• **Exercise**:
Find every line in the records below that holds the word "full", and copy it out.

• **Data**:
= = = = =

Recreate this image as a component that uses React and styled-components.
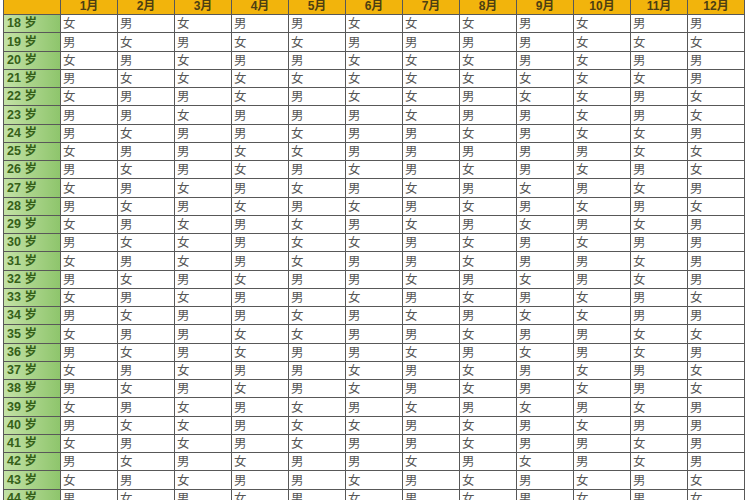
import React from "react";
import styled, { createGlobalStyle } from "styled-components";

const GlobalStyle = createGlobalStyle`
  html, body {
    margin: 0;
    padding: 0;
    background: #ffffff;
    overflow: hidden;
  }
  body {
    font-family: "Liberation Sans", "Noto Sans CJK SC", sans-serif;
  }
`;

const Page = styled.div`
  width: 750px;
  height: 500px;
  overflow: hidden;
  padding-left: 3px;
`;

const Sheet = styled.div`
  display: inline-grid;
  grid-template-columns: repeat(13, 56px);
  grid-auto-rows: 17.25px;
  gap: 1px;
  padding: 1px;
  margin-top: -6px;
  background: #585858;
`;

const HeaderCell = styled.div`
  background: #f2b40c;
  color: #4d3f12;
  font-weight: bold;
  font-size: 12px;
  display: flex;
  align-items: flex-end;
  justify-content: center;
  padding-bottom: 2px;
  line-height: 1;
`;

const AgeCell = styled.div`
  background: linear-gradient(to right, #c4e2a6, #8ec56c);
  color: #356018;
  font-weight: bold;
  font-size: 12.5px;
  display: flex;
  align-items: center;
  padding-left: 3px;
  line-height: 1;
  white-space: nowrap;
`;

const Cell = styled.div`
  background: #ffffff;
  color: #555555;
  font-family: "Noto Sans CJK SC", sans-serif;
  font-size: 12.5px;
  display: flex;
  align-items: center;
  padding-left: 2px;
  line-height: 1;
`;

const rows = [
  "女男女男男女女女男女男男",
  "男女男女女男男男男女女女",
  "女男女男男女女女男女男男",
  "男女女女女女女女女女女男",
  "女男男女男女女男女女男女",
  "男男女男男男女男男女男女",
  "男女男男女男男女男女女男",
  "女男男女女男男男男男女女",
  "男女男女男女男女男女男女",
  "女男女男女男女男女男女男",
  "男女男女男女男女男女男女",
  "女男女男女男女男女男女男",
  "男女女男女女男女男女男男",
  "女男女男女男男女男男女男",
  "男女男女男男女男女男女男",
  "女男女男男女男女男女男女",
  "男女男男女男女男女女男男",
  "女男男女女男男女男男女女",
  "男女男女男男女男女男女男",
  "女男女男男女男女男女男女",
  "男女男女男女男女男女男女",
  "女男女男女男女男女男女男",
  "男女女男女女男女男女男男",
  "女男女男女男男女男男女男",
  "男女男女男男女男女男女男",
  "女男女男男女男女男女男女",
  "男女男女男女男女男女男女",
];

const months = Array.from({ length: 12 }, (_, i) => `${i + 1}月`);

export default function App() {
  return (
    <>
      <GlobalStyle />
      <Page>
        <Sheet>
          <HeaderCell />
          {months.map((m) => (
            <HeaderCell key={m}>{m}</HeaderCell>
          ))}
          {rows.map((row, i) => (
            <React.Fragment key={i}>
              <AgeCell>{18 + i} 岁</AgeCell>
              {row.split("").map((v, j) => (
                <Cell key={j}>{v}</Cell>
              ))}
            </React.Fragment>
          ))}
        </Sheet>
      </Page>
    </>
  );
}
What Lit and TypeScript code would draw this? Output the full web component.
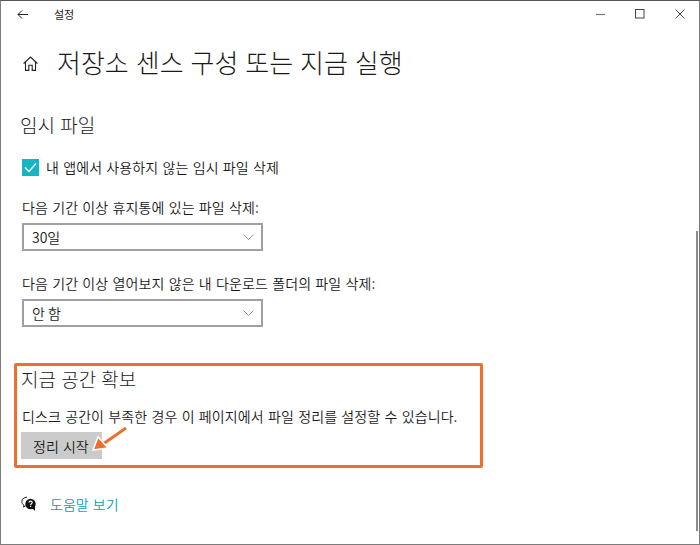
import { LitElement, html, css } from "lit";
import { customElement } from "lit/decorators.js";

@customElement("app-root")
export class AppRoot extends LitElement {
  static styles = css`
    :host {
      display: block;
      width: 700px;
      height: 545px;
      overflow: hidden;
      font-family: "Noto Sans CJK KR", "Noto Sans", sans-serif;
      color: #1a1a1a;
      background: #fff;
    }
    .window {
      position: relative;
      box-sizing: border-box;
      width: 700px;
      height: 545px;
      background: #fff;
      border: 1px solid #7c7c7c;
      border-top-color: #555;
      display: flex;
      flex-direction: column;
      padding-left: 20px;
    }
    .titlebar {
      height: 26px;
      display: flex;
      align-items: center;
      margin-left: -20px;
    }
    .back { margin-left: 16px; width: 11px; height: 9px; display: block; }
    .apptitle { margin-left: 26px; font-size: 11px; line-height: 14px; }
    .controls { margin-left: auto; display: flex; align-items: center; gap: 30px; margin-right: 14px; }
    .controls svg { display: block; width: 10px; height: 10px; }
    .heading { display: flex; align-items: center; height: 36px; margin-top: 17px; }
    .home { width: 15px; height: 15px; display: block; margin-left: 2px; margin-top: 3px; }
    h1 { margin: 0 0 0 19px; font-size: 26px; font-weight: 300; line-height: 36px; white-space: nowrap; word-spacing: 1.2px; }
    h2 { margin: 0; font-size: 19px; font-weight: 300; line-height: 26px; white-space: nowrap; word-spacing: 1px; }
    .temp { margin: 32px 0 0 -1px; }
    .check { display: flex; align-items: center; gap: 7px; margin-top: 19px; height: 20px; padding-left: 1px; }
    .box { width: 17px; height: 17px; background: #16b5c4; display: flex; align-items: center; justify-content: center; }
    .box svg { width: 13px; height: 11px; display: block; }
    .txt { font-size: 14px; line-height: 20px; white-space: nowrap; letter-spacing: 0.1px; word-spacing: 1px; font-weight: 350; }
    .label { margin-top: 20px; padding-left: 1px; }
    .select {
      box-sizing: border-box;
      width: 241px;
      height: 28px;
      margin: 6px 0 0 1px;
      border: 2px solid #a0a0a0;
      display: flex;
      align-items: center;
      justify-content: space-between;
      padding: 0 7px 0 8px;
      font-size: 14px;
      font-weight: 350;
    }
    .select svg { width: 11px; height: 6px; display: block; }
    .label.second { margin-top: 22px; }
    .free {
      box-sizing: border-box;
      position: relative;
      width: 469px;
      height: 105px;
      margin: 36px 0 0 -7px;
      border: 3px solid #ee6f2d;
      border-radius: 2px;
      padding: 0 0 0 4px;
    }
    .desc { margin-top: 14px; padding-left: 1px; }
    .btn {
      display: flex;
      align-items: center;
      box-sizing: border-box;
      width: 81px;
      height: 27px;
      margin-top: 6px;
      padding-left: 12px;
      background: #cbcbcb;
      font-size: 14px;
      font-weight: 350;
      word-spacing: 1px;
      white-space: nowrap;
    }
    .arrow { position: absolute; left: 69px; top: 54px; width: 42px; height: 32px; display: block; }
    .help { display: flex; align-items: center; margin-top: 26px; height: 20px; }
    .help svg { width: 16px; height: 16px; display: block; }
    .help a { margin-left: 13px; font-size: 14px; font-weight: 350; color: #0f9fb3; text-decoration: none; word-spacing: 1px; }
    .thumb { position: absolute; left: 695px; top: 230px; width: 2px; height: 300px; background: #8c8c8c; }
  `;

  render() {
    return html`
      <div class="window">
        <div class="titlebar">
          <svg class="back" viewBox="0 0 11 9" fill="none" stroke="#222" stroke-width="1"><path d="M11 4.5H1M5 .5l-4 4 4 4"/></svg>
          <span class="apptitle">설정</span>
          <div class="controls">
            <svg viewBox="0 0 10 10" fill="none" stroke="#777" stroke-width="1.2"><path d="M1 5.5h9"/></svg>
            <svg viewBox="0 0 10 10" fill="none" stroke="#444" stroke-width="1"><rect x=".5" y=".5" width="8.5" height="8.5"/></svg>
            <svg viewBox="0 0 10 10" fill="none" stroke="#444" stroke-width="1"><path d="M.5.5l9 9M9.5.5l-9 9"/></svg>
          </div>
        </div>
        <div class="heading">
          <svg class="home" viewBox="0 0 15 15" fill="none" stroke="#222" stroke-width="1.1">
            <path d="M.6 7.5L7.5 1l6.9 6.5M2.5 6v8.4h3.3V9.3h3.4v5.1h3.3V6"/>
          </svg>
          <h1>저장소 센스 구성 또는 지금 실행</h1>
        </div>
        <h2 class="temp">임시 파일</h2>
        <div class="check">
          <span class="box"><svg viewBox="0 0 13 11" fill="none" stroke="#fff" stroke-width="1.4"><path d="M1 5.5l4 4 7-8"/></svg></span>
          <span class="txt">내 앱에서 사용하지 않는 임시 파일 삭제</span>
        </div>
        <div class="txt label">다음 기간 이상 휴지통에 있는 파일 삭제:</div>
        <div class="select"><span>30일</span>${this.chevron()}</div>
        <div class="txt label second">다음 기간 이상 열어보지 않은 내 다운로드 폴더의 파일 삭제:</div>
        <div class="select"><span>안 함</span>${this.chevron()}</div>
        <section class="free">
          <h2>지금 공간 확보</h2>
          <div class="txt desc">디스크 공간이 부족한 경우 이 페이지에서 파일 정리를 설정할 수 있습니다.</div>
          <div class="btn">정리 시작</div>
          <svg class="arrow" viewBox="0 0 42 32">
            <path d="M40 8L17 24" stroke="#ee6f2d" stroke-width="2.8" fill="none"/>
            <path d="M7 30L12 17l10 11z" fill="#ee6f2d" stroke="#fff" stroke-width="1.5"/>
          </svg>
        </section>
        <div class="help">
          <svg viewBox="0 0 16 16">
            <path d="M6 1.2C3 1.2.8 3 .8 5.5c0 1.6.9 2.9 2.2 3.7L2.5 11l2.3-1.3" fill="none" stroke="#222" stroke-width="1"/>
            <circle cx="9.5" cy="8" r="5.2" fill="#111"/>
            <path d="M11 12l3 3v-5z" fill="#111"/>
            <path d="M8 6.6c0-2 3.2-2 3.2 0 0 1.2-1.6 1.2-1.6 2.6M9.6 10v1" fill="none" stroke="#fff" stroke-width="1.1"/>
          </svg>
          <a href="#">도움말 보기</a>
        </div>
        <div class="thumb"></div>
      </div>
    `;
  }

  chevron() {
    return html`<svg viewBox="0 0 11 6" fill="none" stroke="#999" stroke-width="1"><path d="M.5.5l5 5 5-5"/></svg>`;
  }
}
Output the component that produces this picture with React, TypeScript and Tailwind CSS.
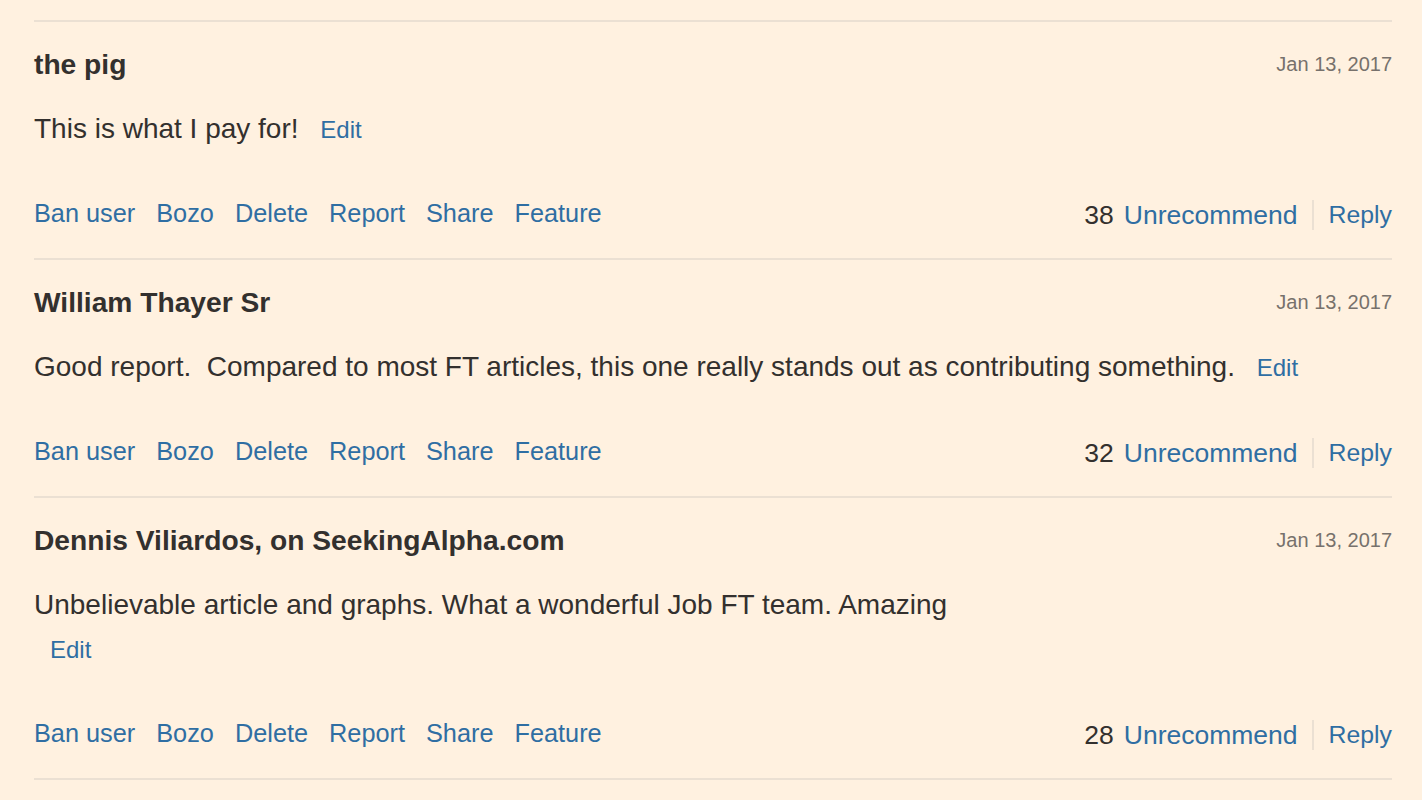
import React from "react";

type C = { name: string; body: string; count: number; wrapEdit?: boolean };

const comments: C[] = [
  { name: "the pig", body: "This is what I pay for!", count: 38 },
  {
    name: "William Thayer Sr",
    body: "Good report.  Compared to most FT articles, this one really stands out as contributing something.",
    count: 32,
  },
  {
    name: "Dennis Viliardos, on SeekingAlpha.com",
    body: "Unbelievable article and graphs. What a wonderful Job FT team. Amazing",
    count: 28,
    wrapEdit: true,
  },
];

const font = { fontFamily: '"Liberation Sans", Arial, sans-serif' };

function Comment({ c }: { c: C }) {
  return (
    <div className="border-t-2 border-[#ebe0d3] pt-[26px] pb-[25px]">
      <div className="flex items-center justify-between h-[32px]">
        <div className="text-[28.2px] leading-[32px] font-bold text-[#33302e]">{c.name}</div>
        <div className="text-[20px] leading-[32px] text-[#77716c]">Jan 13, 2017</div>
      </div>
      <div className="mt-[27px] text-[28px] leading-[44px] text-[#33302e] whitespace-pre-wrap">
        {c.body}
        {c.wrapEdit ? (
          <>
            <br />
            <span className="ml-4 text-[24px] leading-[44px] text-[#2f6ea3]">Edit</span>
          </>
        ) : (
          <>
            {" "}
            <span className="ml-[14px] text-[24px] leading-[44px] text-[#2f6ea3]">Edit</span>
          </>
        )}
      </div>
      <div className="mt-[41px] flex items-center justify-between h-[40px]">
        <div className="flex items-center gap-[21px] text-[25.3px] leading-[40px] text-[#2f6ea3]">
          <span>Ban user</span>
          <span>Bozo</span>
          <span>Delete</span>
          <span>Report</span>
          <span>Share</span>
          <span>Feature</span>
        </div>
        <div className="flex items-center text-[26.5px] leading-[40px] pt-[4px]">
          <span className="text-[#33302e]">{c.count}</span>
          <span className="ml-[10px] text-[#2f6ea3]">Unrecommend</span>
          <span className="ml-[14px] mr-[15px] w-[2px] h-[30px] bg-[#ebe0d3]" />
          <span className="text-[24.8px] text-[#2f6ea3]">Reply</span>
        </div>
      </div>
    </div>
  );
}

export default function App() {
  return (
    <div className="min-h-screen w-full bg-[#fff1e0] pt-[20px]" style={font}>
      <div className="ml-[34px] mr-[30px]">
        {comments.map((c) => (
          <Comment key={c.name} c={c} />
        ))}
        <div className="border-t-2 border-[#ebe0d3]" />
      </div>
    </div>
  );
}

= = = = =

• **Response to this exercise**:
What Lit and TypeScript code would draw this? Output the full web component.
    <div className="min-h-screen w-full bg-[#fff1e0] pt-[20px]" style={font}>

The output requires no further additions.